TO DO: Identify the lines that include the word "this", then copy all of them.

INPUT MATERIAL:

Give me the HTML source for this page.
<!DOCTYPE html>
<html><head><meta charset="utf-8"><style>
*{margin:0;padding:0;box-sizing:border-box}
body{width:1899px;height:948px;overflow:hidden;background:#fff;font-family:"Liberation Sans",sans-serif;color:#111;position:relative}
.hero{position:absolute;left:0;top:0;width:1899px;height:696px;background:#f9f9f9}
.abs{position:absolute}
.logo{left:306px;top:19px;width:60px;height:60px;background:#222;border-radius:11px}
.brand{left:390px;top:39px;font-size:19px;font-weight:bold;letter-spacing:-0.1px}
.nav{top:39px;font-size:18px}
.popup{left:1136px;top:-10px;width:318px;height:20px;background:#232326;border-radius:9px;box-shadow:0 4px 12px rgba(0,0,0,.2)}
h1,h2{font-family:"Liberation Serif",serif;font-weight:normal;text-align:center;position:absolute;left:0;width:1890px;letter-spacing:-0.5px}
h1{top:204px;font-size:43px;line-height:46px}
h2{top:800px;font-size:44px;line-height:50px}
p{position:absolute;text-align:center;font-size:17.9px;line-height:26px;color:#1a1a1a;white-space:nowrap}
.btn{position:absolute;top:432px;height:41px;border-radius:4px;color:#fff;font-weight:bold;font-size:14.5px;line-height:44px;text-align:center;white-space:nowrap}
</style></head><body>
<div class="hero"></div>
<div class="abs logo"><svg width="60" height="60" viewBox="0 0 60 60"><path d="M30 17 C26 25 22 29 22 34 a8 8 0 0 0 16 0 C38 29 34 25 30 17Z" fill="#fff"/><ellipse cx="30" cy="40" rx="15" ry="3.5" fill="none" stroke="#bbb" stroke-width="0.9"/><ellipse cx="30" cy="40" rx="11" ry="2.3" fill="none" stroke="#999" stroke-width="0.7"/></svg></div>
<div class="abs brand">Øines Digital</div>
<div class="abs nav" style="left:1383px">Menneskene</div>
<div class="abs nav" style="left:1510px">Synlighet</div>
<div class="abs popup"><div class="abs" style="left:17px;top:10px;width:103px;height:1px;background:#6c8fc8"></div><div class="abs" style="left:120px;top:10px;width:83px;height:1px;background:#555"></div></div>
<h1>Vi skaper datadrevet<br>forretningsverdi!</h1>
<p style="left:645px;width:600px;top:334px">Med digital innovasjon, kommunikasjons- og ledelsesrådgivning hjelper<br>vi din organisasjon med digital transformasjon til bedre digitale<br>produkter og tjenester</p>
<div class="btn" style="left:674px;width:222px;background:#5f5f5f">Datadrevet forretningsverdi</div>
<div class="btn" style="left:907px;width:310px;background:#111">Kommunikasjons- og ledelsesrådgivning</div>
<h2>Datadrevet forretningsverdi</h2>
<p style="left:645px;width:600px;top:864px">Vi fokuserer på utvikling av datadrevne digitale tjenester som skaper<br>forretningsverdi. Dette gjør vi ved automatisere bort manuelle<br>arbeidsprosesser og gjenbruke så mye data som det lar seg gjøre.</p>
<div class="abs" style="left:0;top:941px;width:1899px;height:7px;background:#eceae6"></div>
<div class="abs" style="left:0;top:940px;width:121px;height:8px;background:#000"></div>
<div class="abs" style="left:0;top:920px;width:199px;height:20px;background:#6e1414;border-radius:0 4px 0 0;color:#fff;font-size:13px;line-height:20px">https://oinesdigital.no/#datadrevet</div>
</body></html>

---

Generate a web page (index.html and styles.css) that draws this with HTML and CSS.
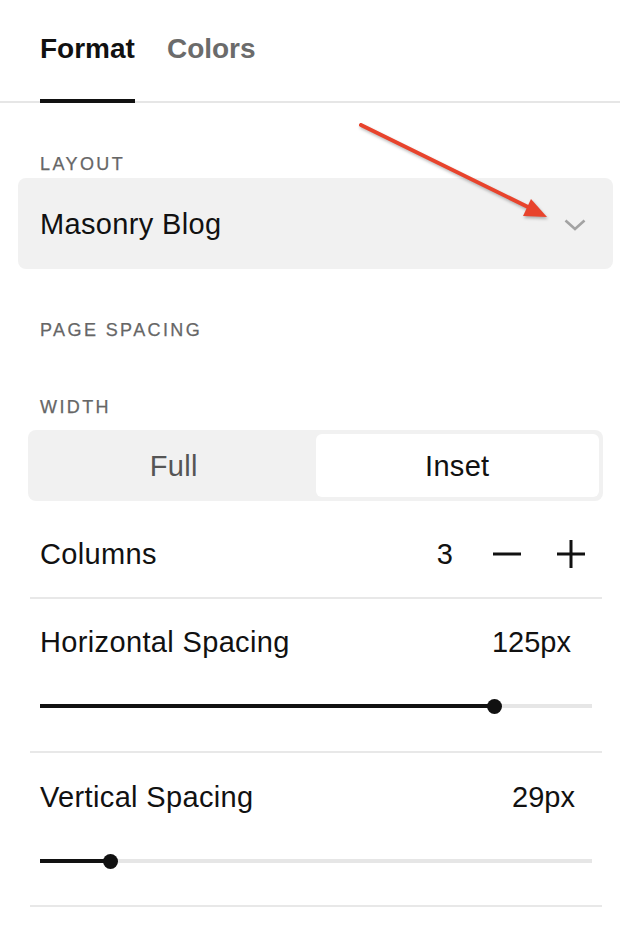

WRITTEN REPLY:
Give me the HTML source for this page.
Generate a web page (index.html and styles.css) that draws this with HTML and CSS.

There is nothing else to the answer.